Investors who have raised funds against mostly unhedged iron ore could be at risk in the event of a price fall due to sluggish steel demand, leading to forced sales as banks wind back loans against the raw material, analysts and traders warned.
Beijing's moves to tighten access to credit have led to buyers defaulting on about $300 million of soybean imports in recent weeks, while fears of an unravelling of copper financing deals helped push the metal to a three-and-a-half year low in March.
Iron ore prices have recovered after slumping 8 percent in a single day to a 17-month trough last month as steel prices plunged, but a fragile outlook for steel consumption in China and towering port stocks mean the steelmaking raw material remains vulnerable to another rout.
Iron ore port stocks stood at a near record above 108 million tonnes SH-TOT-IRONINV last week, enough to build almost 1,200 New York Empire State buildings.
"A big crisis has passed, but with the high inventory, the risk is still there for iron ore prices," said Helen Lau, senior mining analyst at UOB-Kay Hian Securities in Hong Kong.
"It's all subject to how fast steel demand will recover going forward, and what I see is a mild recovery."
Commodities such as copper and rubber have been commonly used for financing, where traders or investors borrow against the commodity with the aim of investing the money in high-return areas such as real estate.
But Beijing's credit tightening has spurred investors desperate for cash to turn to iron ore.
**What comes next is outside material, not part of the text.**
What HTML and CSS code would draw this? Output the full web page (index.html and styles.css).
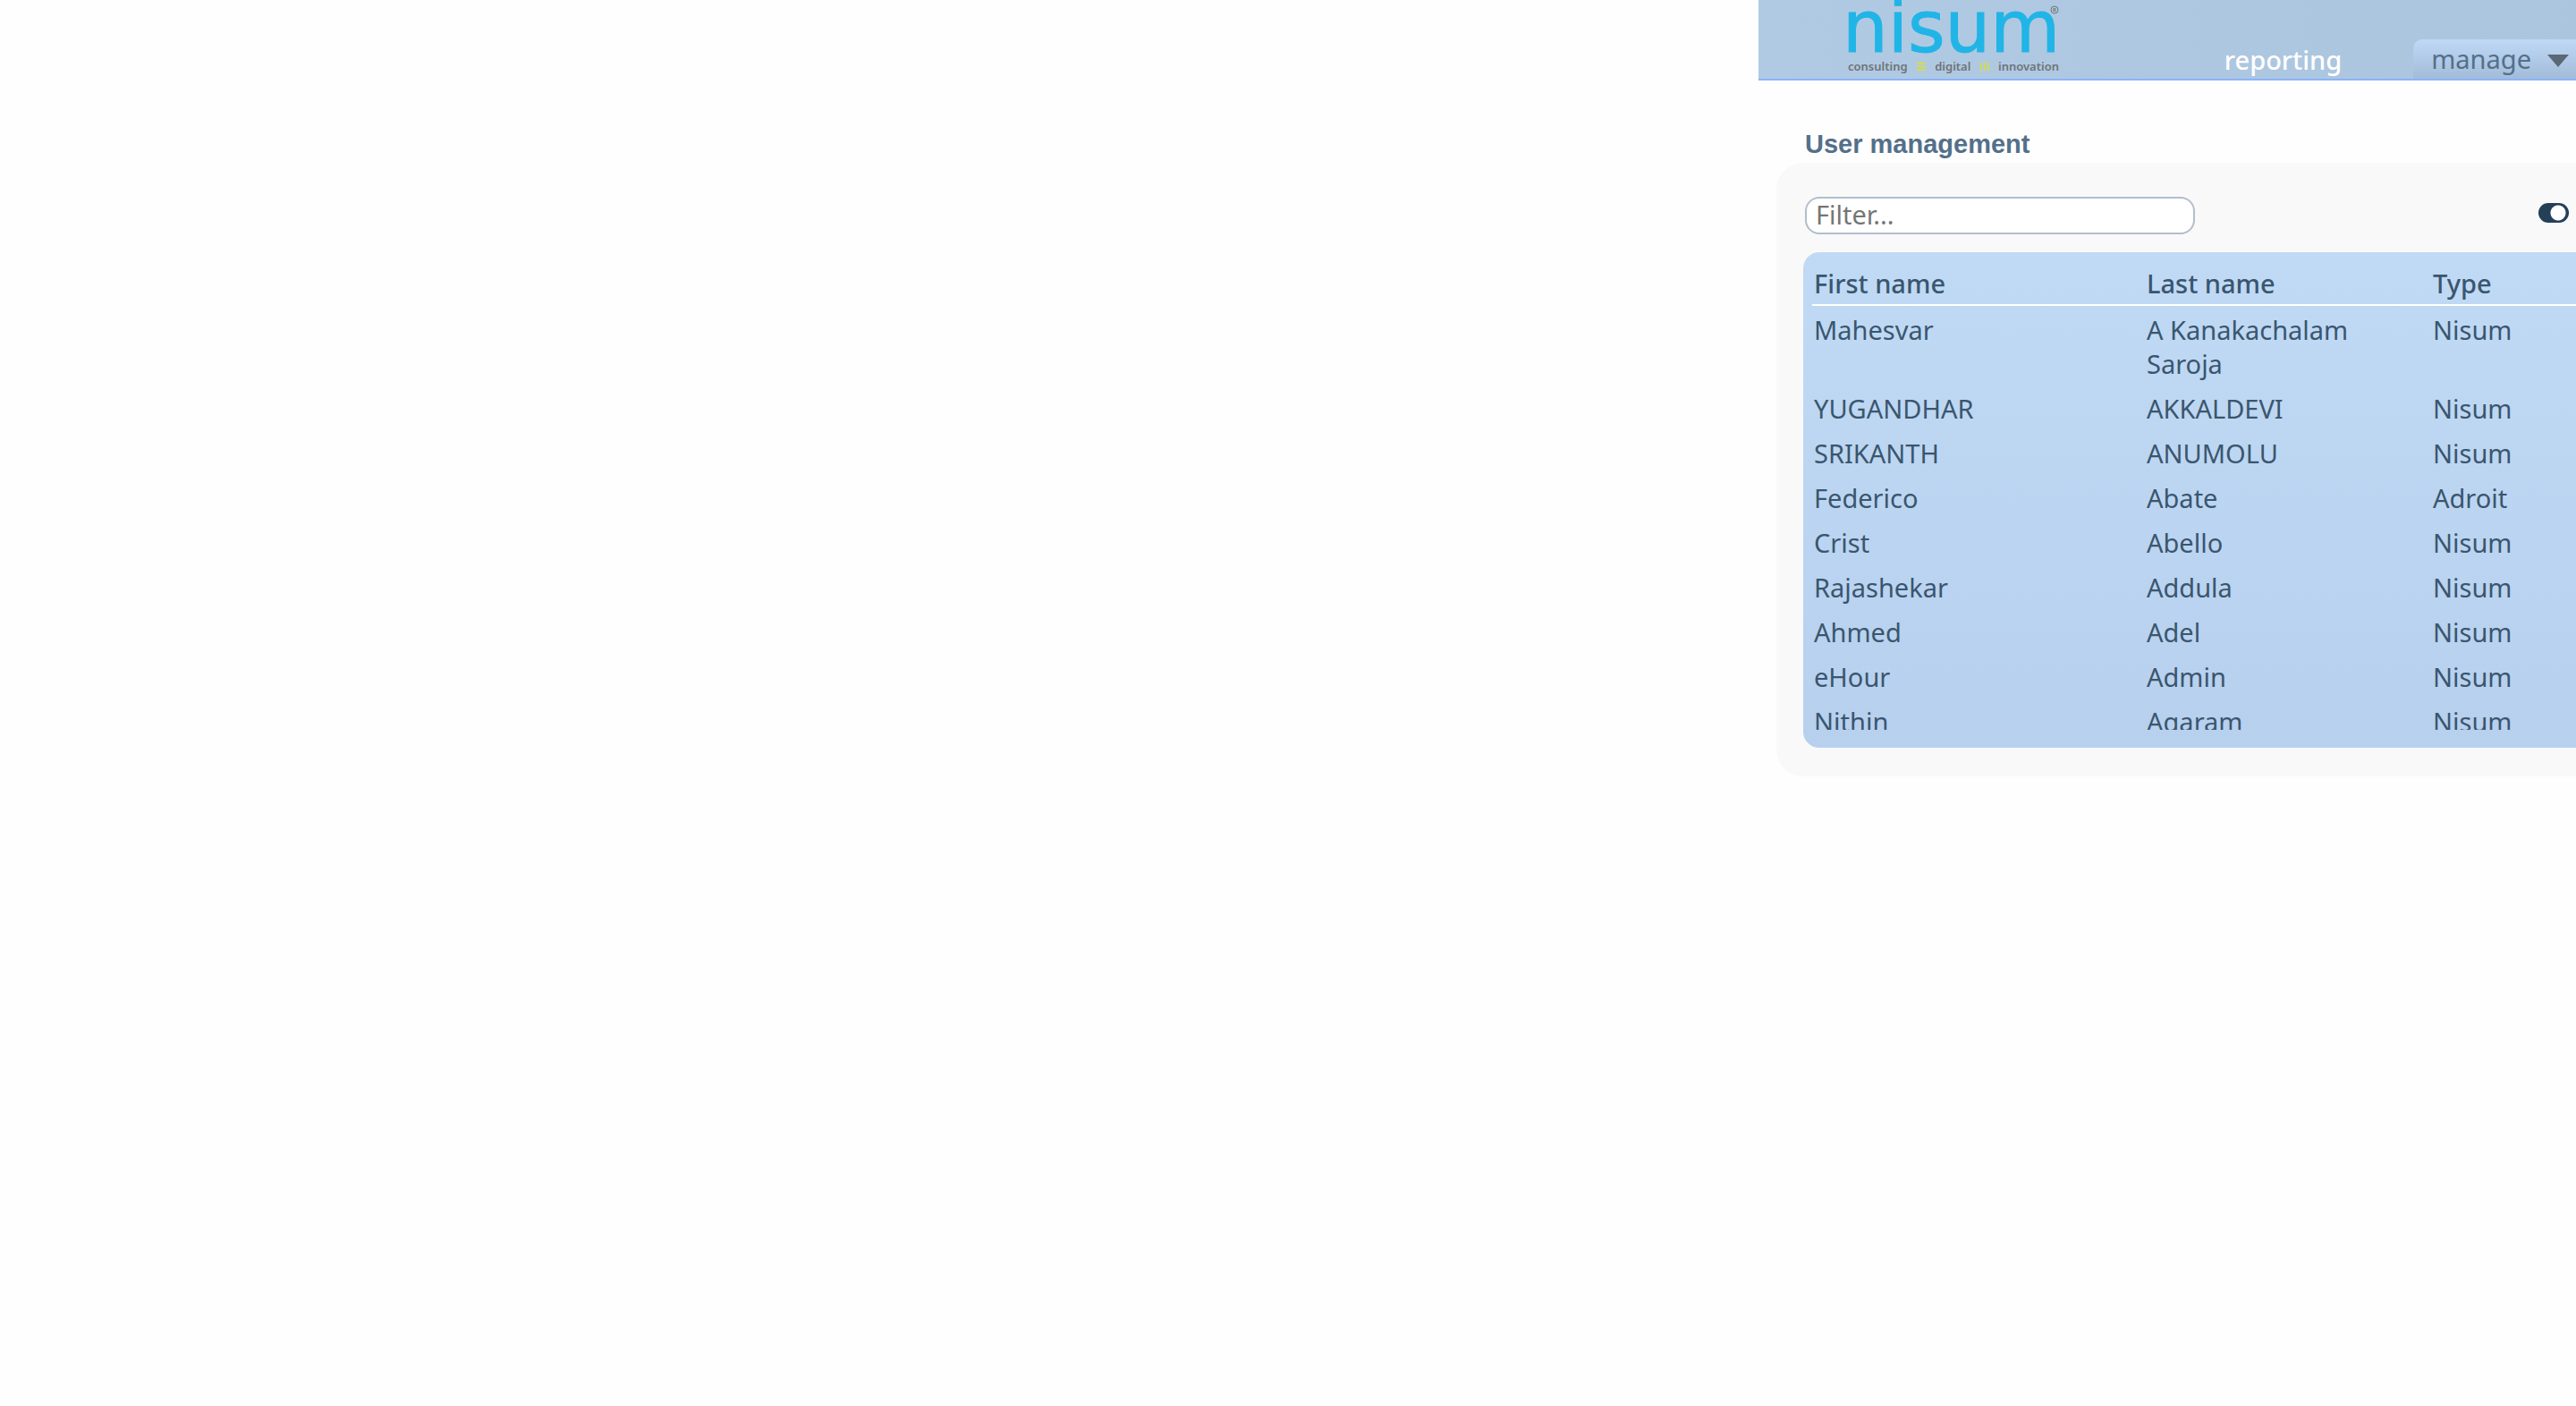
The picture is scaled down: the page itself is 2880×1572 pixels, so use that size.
FILE: index.html
```html
<!DOCTYPE html>
<html lang="en">
<head>
<meta charset="utf-8">
<title>User management</title>
<link rel="stylesheet" href="styles.css">
</head>
<body>
<div class="page">
  <header class="topbar">
    <a class="logo" href="#" aria-label="nisum">
      <svg class="logo-mark" viewBox="0 0 240 60" aria-hidden="true">
        <text class="logo-word" x="-6" y="58">nisum</text>
        <circle class="logo-reg-ring" cx="231" cy="11" r="4"/>
        <text class="logo-reg" x="229" y="13">R</text>
      </svg>
      <span class="tagline">
        <span>consulting</span>
        <svg class="bars" viewBox="0 0 10 9"><path d="M0 1h10M0 4.5h10M0 8h10"/></svg>
        <span>digital</span>
        <svg class="bars" viewBox="0 0 10 9"><path d="M1 0v9M5 0v9M9 0v9"/></svg>
        <span>innovation</span>
      </span>
    </a>
    <nav class="menu">
      <a class="menu-link" href="#">reporting</a>
      <button class="menu-tab" type="button">manage
        <svg class="caret" viewBox="0 0 24 14"><path d="M0 0h24L12 14z"/></svg>
      </button>
    </nav>
  </header>
  <main class="content">
    <h1 class="title">User management</h1>
    <section class="panel">
      <div class="toolbar">
        <input class="filter" type="text" placeholder="Filter..." aria-label="Filter">
        <input class="toggle" type="checkbox" checked aria-label="Hide inactive users">
      </div>
      <div class="list">
        <div class="scroller">
          <table class="users">
            <thead>
              <tr><th class="col-first">First name</th><th class="col-last">Last name</th><th>Type</th></tr>
            </thead>
            <tbody>
              <tr><td>Mahesvar</td><td>A Kanakachalam Saroja</td><td>Nisum</td></tr>
              <tr><td>YUGANDHAR</td><td>AKKALDEVI</td><td>Nisum</td></tr>
              <tr><td>SRIKANTH</td><td>ANUMOLU</td><td>Nisum</td></tr>
              <tr><td>Federico</td><td>Abate</td><td>Adroit</td></tr>
              <tr><td>Crist</td><td>Abello</td><td>Nisum</td></tr>
              <tr><td>Rajashekar</td><td>Addula</td><td>Nisum</td></tr>
              <tr><td>Ahmed</td><td>Adel</td><td>Nisum</td></tr>
              <tr><td>eHour</td><td>Admin</td><td>Nisum</td></tr>
              <tr><td>Nithin</td><td>Agaram</td><td>Nisum</td></tr>
            </tbody>
          </table>
        </div>
      </div>
    </section>
  </main>
</div>
</body>
</html>
```
FILE: styles.css
```css
* { box-sizing: border-box; }

body {
  margin: 0;
  background: #fefefe;
  font-family: "Noto Sans", sans-serif;
  font-size: 29px;
  line-height: 38px;
  color: #3a566e;
}

.page {
  display: grid;
  grid-template-columns: 983fr 457fr;
}

.topbar {
  grid-column: 2;
  display: flex;
  justify-content: space-between;
  height: 90px;
  padding-left: 100px;
  border-bottom: 2px solid #8bb2fb;
  background: linear-gradient(to right, #b1cae4, #abc5de);
}

.logo {
  display: flex;
  flex-direction: column;
  width: 240px;
  text-decoration: none;
}

.logo-mark {
  display: block;
  height: 60px;
  overflow: visible;
}

.logo-word {
  font-family: "DejaVu Sans", sans-serif;
  font-size: 80px;
  fill: #20b5e6;
  stroke: #20b5e6;
  stroke-width: 1;
}

.logo-reg {
  font-size: 6px;
  font-weight: 700;
  fill: #6f7377;
}

.logo-reg-ring {
  fill: none;
  stroke: #6f7377;
}

.tagline {
  display: flex;
  align-items: center;
  justify-content: space-between;
  width: 236px;
  font-size: 13px;
  font-weight: 600;
  line-height: 28px;
  color: #6f7377;
}

.bars {
  width: 10px;
  height: 9px;
  stroke: #d2dc50;
  stroke-width: 2;
}

.menu {
  display: flex;
  align-items: flex-end;
  gap: 80px;
}

.menu-link {
  line-height: 42px;
  font-weight: 500;
  color: #fff;
  text-decoration: none;
}

.menu-tab {
  display: flex;
  align-items: center;
  gap: 18px;
  height: 44px;
  padding: 0 8px 0 20px;
  border: 0;
  border-radius: 10px 0 0 0;
  background: linear-gradient(#bfd8f6, #a2bcd8);
  font: inherit;
  line-height: 44px;
  color: #53708a;
}

.caret {
  width: 24px;
  height: 14px;
  margin-top: 4px;
  fill: #596874;
}

.content {
  grid-column: 2;
  padding: 50px 0 0 20px;
}

.title {
  margin: 0;
  padding-left: 32px;
  font-family: "Liberation Sans", sans-serif;
  font-size: 29px;
  font-weight: 700;
  line-height: 42px;
  color: #53708a;
}

.panel {
  padding: 38px 0 32px 30px;
  border-radius: 30px 0 0 30px;
  background: #f9f9f9;
}

.toolbar {
  display: flex;
  justify-content: space-between;
  padding: 0 8px 20px 2px;
}

.filter {
  width: 436px;
  height: 42px;
  padding: 0 10px 4px;
  border: 2px solid #b0bfcd;
  border-radius: 16px;
  background: #fff;
  font: inherit;
  line-height: 34px;
  color: #3a566e;
}

.filter::placeholder {
  color: #757575;
}

.toggle {
  appearance: none;
  width: 34px;
  height: 22px;
  margin: 7px 0 0;
  border-radius: 11px;
  background: radial-gradient(circle at 22px 11px, #fff 8px, #243f58 9px);
}

.list {
  padding: 10px 0 20px 10px;
  border-radius: 18px 0 0 18px;
  background: linear-gradient(#c0daf5, #b7d0ee);
}

.scroller {
  max-height: 524px;
  overflow: hidden;
}

.users {
  width: 100%;
  table-layout: fixed;
  border-collapse: separate;
  border-spacing: 0;
}

.users th {
  padding: 6px 8px 4px 2px;
  border-bottom: 2px solid #fff;
  font-weight: 500;
  text-align: left;
}

.users td {
  padding: 8px 8px 4px 2px;
  vertical-align: top;
}

.col-first { width: 372px; }
.col-last { width: 320px; }
```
Industry sources familiar with the practice estimate some 30 million tonnes or $3.5 billion of stocks are now tied up by financing.
A surge in China's iron ore imports from late last year has been largely driven by these financing deals, traders and analysts say, but caution the raw material is an unlikely candidate for financing.
Unlike copper, most of the iron ore at the ports is not hedged, meaning those raising money against it are unable to lock in a price and remain exposed to any price fall, increasing the risk of a forced sale.
Hedging is little used by Chinese steel mills and iron ore traders, with the industry only shifting to spot pricing in recent years after 40 years of fixing iron ore prices annually.
The Dalian Commodity Exchange launched China's only futures market for iron ore just six months ago and foreign bourses have found it hard to convince the Chinese market to hedge via the more established iron ore swaps.
"I have not heard of too many Chinese traders hedging," said a foreign iron ore trader, one of a few who does hedge and did so recently on a 300,000-tonne cargo.
Chinese mills and traders also operate on narrow margins and are unused to paying to fully hedge their positions, added a Shanghai-based trader whose company has never hedged its port stocks.
"Since cash is tight, we don't have extra funds to hedge our position in the futures market," he said.
At the same time, the price of iron ore is particularly volatile.
Iron ore has recovered nearly 12 percent since its rout in March but remains down 13 percent for the year, compared with a more muted fall and recovery for copper.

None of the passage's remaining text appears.